6/10
More lives than a cat.
25 April 2010
Producer / writer Harry Alan Towers and director Don Sharp follow up their 1965 "The Face of Fu Manchu" a year later with the modest "The Brides of Fu Manchu". Actor Christopher Lee returns as Sax Rhomer's oriental mastermind villain Fu Manchu in another attempt to take over the world, after surviving the explosive finale in "Face…". Nigel Green doesn't return, which leaves Douglas Wilmer filling in as the commissioner Neyland Smith from Scotland Yard in his quest to foil Fu Manchu's quest for world domination. Fu Manchu is kidnapping young women who happened to be daughters of prominent scientists in the order of blackmailing them in helping him create a death weapon, but Neyland Smith is hot on the trail.

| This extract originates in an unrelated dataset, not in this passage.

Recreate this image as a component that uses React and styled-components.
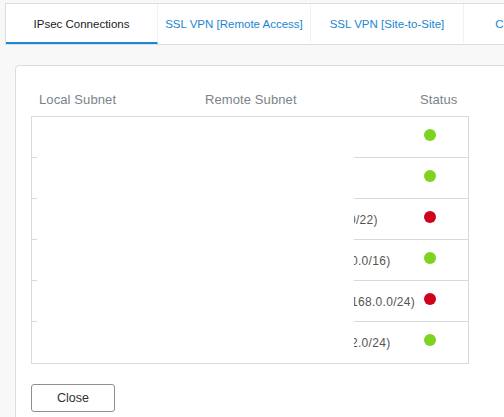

Keeping to the same formula as "Face…" it has outlandish plotting made up of set-pieces, elaborate set details (the secret hideout), pulp dialogues, rough and tumble action (combat, fists flying, car chases, explosions) that's wrapped up like an enjoyable live comic strip. Sharp's handling might look plain and tight, but it's efficiently exciting and zippy in its pacing. The thick plot is deviously knotty, but surely convenient in the uncanny developments. Good old fashion scheming in trying to keep one step ahead. There are sound performances from the cast. Lee is doing it easy, but gets away with such a magnetic presence. Wilmer is no Green, but is acceptable and Tsai Chin is good fun as Fu Manchu's evil daughter.